First, there is obvious application to the fact that I am now physically moved out of the parsonage. That has been not only a physically challenging thing in terms of the work of reducing a household (geared for two parents and their five children and what the future normally brings) to a mobile housing situation for one, but the emotional challenge of finding things representing memories and deciding what to do with them was another level of “movement.” I have seen again that I am not good at those choices (tending to favour keeping things “to help tell the story” or “in case” instead of getting rid of them, so I often turned piles over to family members to make the decisions for me, hoping the stories and meaning would remain without the things that prompt the memories) and having to acknowledge that I am not at all efficient at that kind of work.

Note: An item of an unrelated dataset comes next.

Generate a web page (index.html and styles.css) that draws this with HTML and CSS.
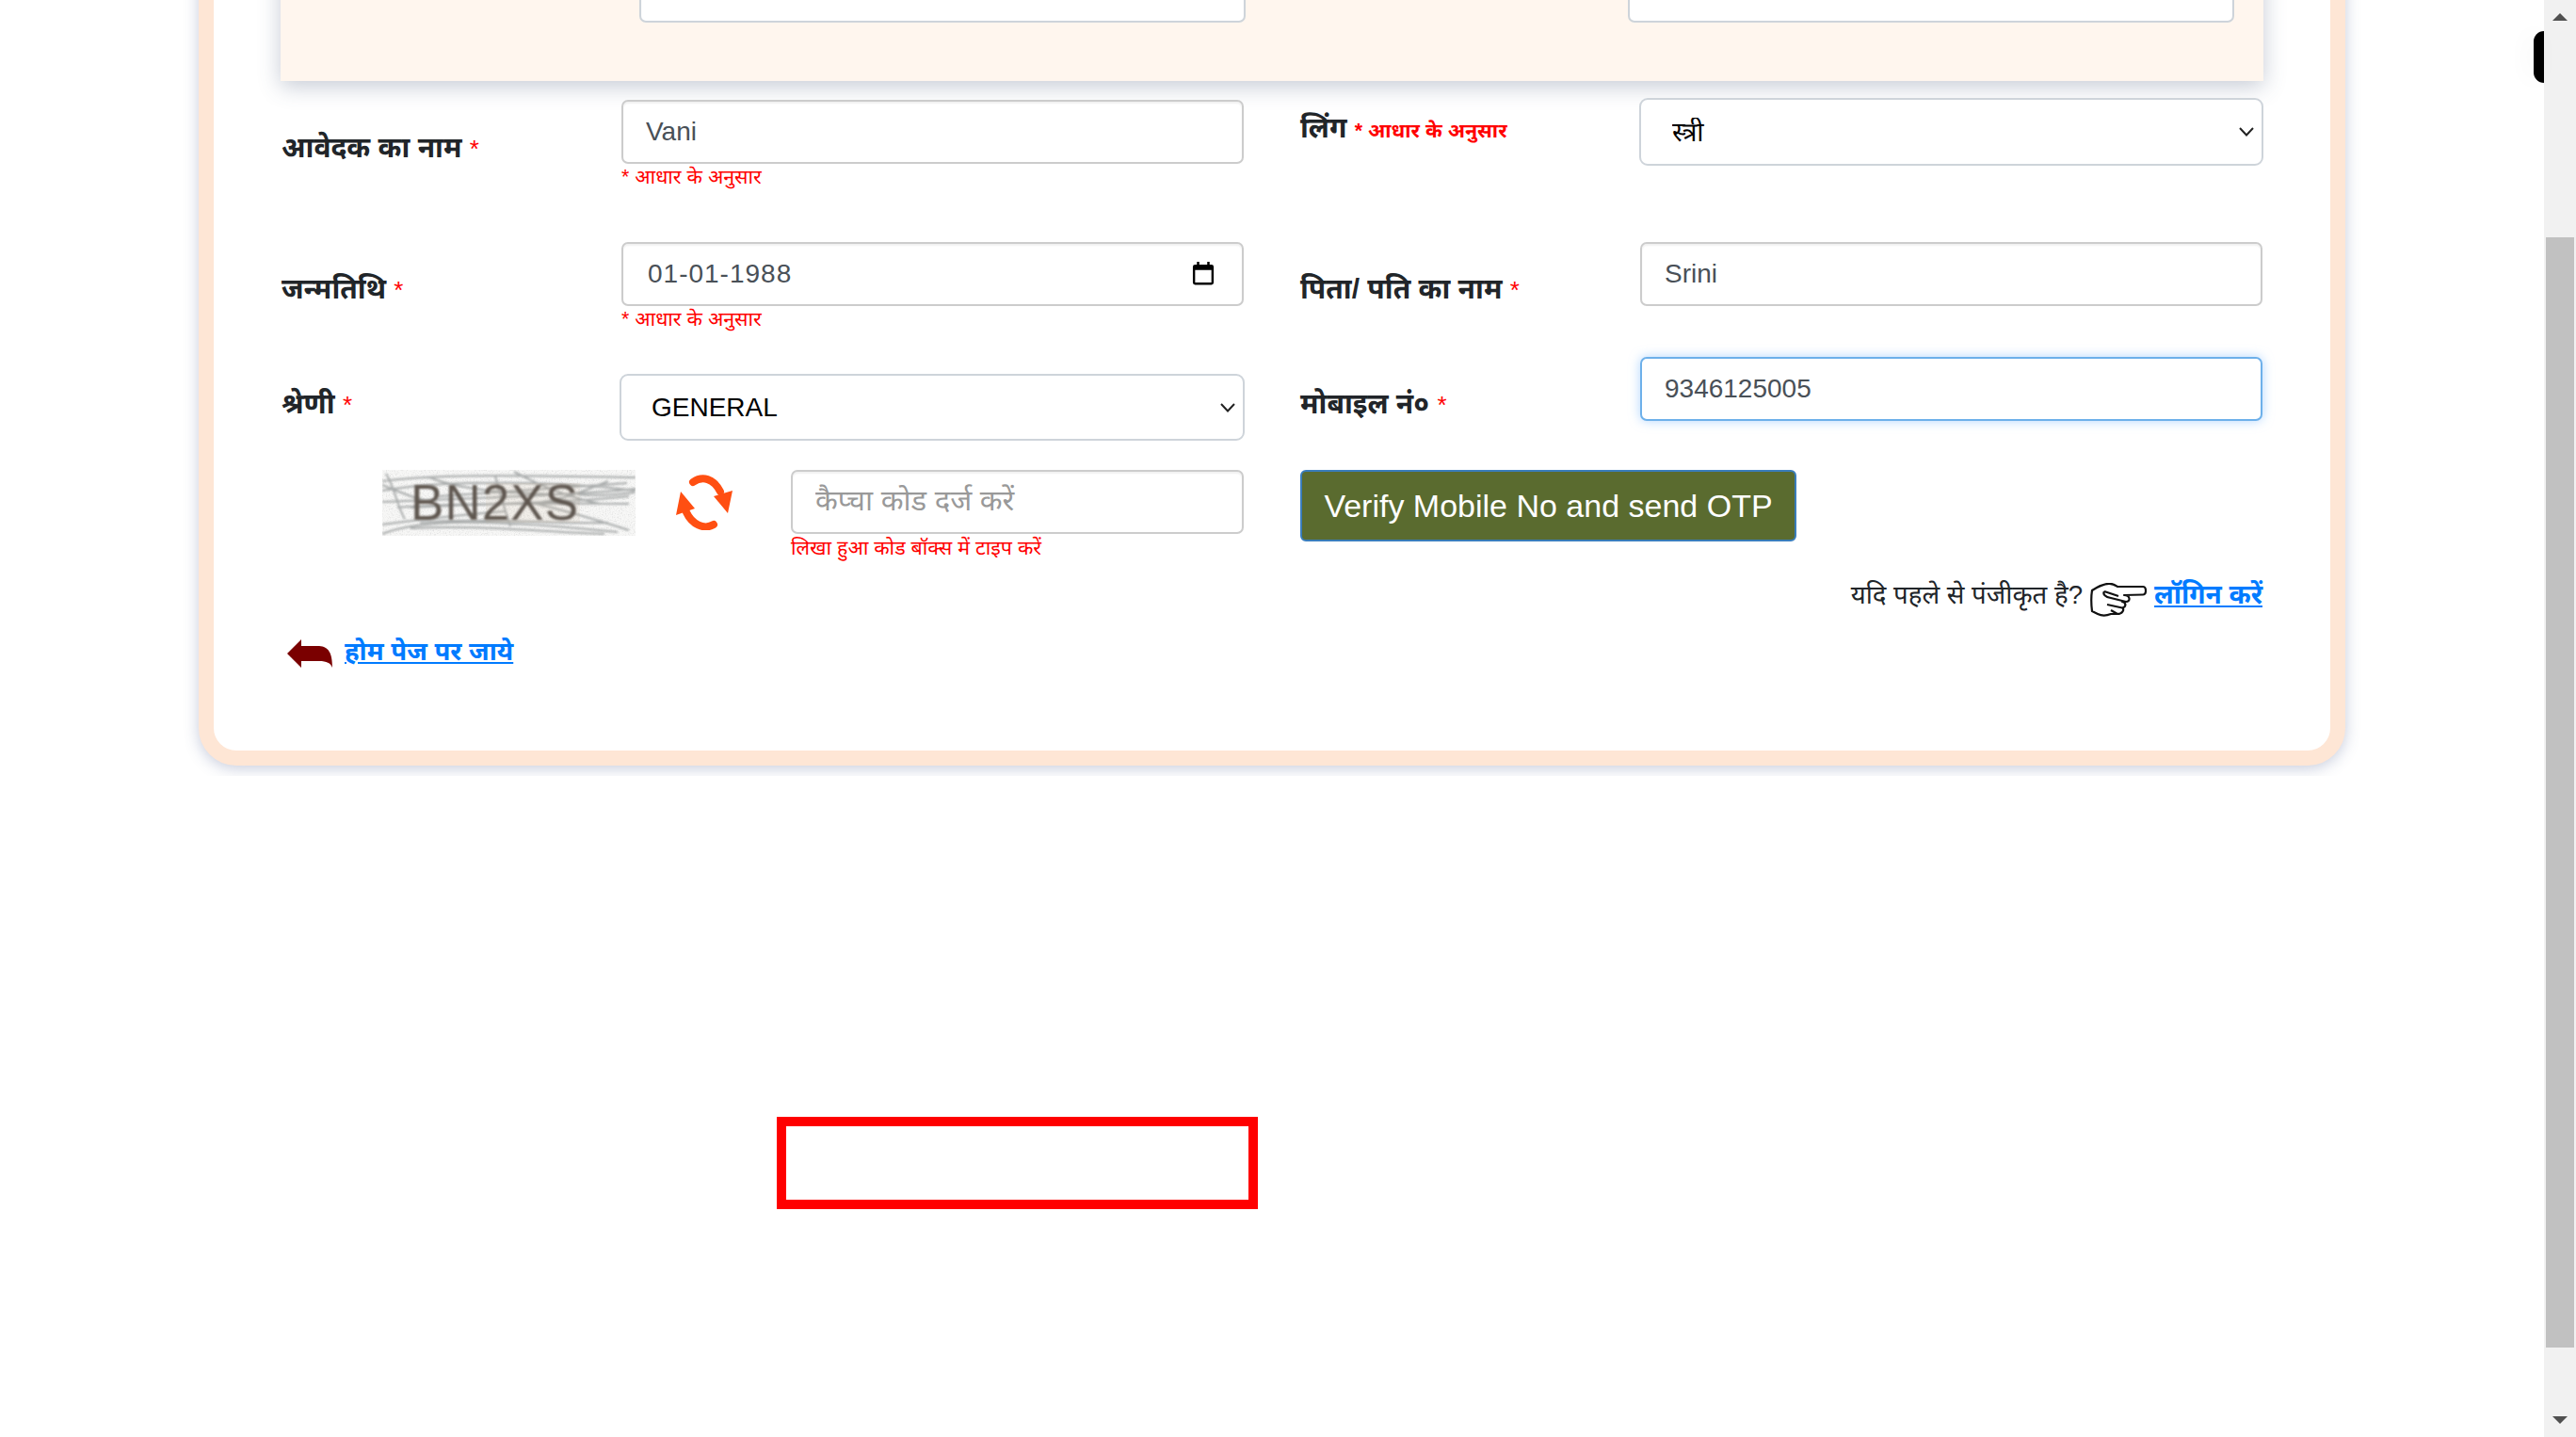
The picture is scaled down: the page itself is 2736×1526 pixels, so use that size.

Then there is the moving-along-in-life aspect of this change realistically-or-possibly representing several different “endings” and it is no wonder I am tired. In all this I have no doubt and in fact a hard to describe inner sense – confirmed by discerning people who ‘follow’ my life – that God is in this whirlwind. That sense allows my foundation to remain firm and safe, and believe me, it is good to have something feel stable in such a moving time.
On Tuesday I was informed by email that I did not make the short list for the prison chaplain’s position. The reason was that I do not have the required supervised Clinical Pastoral Education training component on my resume.
So today — the first day in a month that I did not pack or move stuff — has been a good break. I am moved, physically, emotionally, and spiritually. I plan to take the weekend off, so to speak, and rest and regroup and on Monday begin afresh with renewed energy.
I will preach for the first time in a few months this coming Sunday, and I hope I’m not too “rusty” (that’s not likely).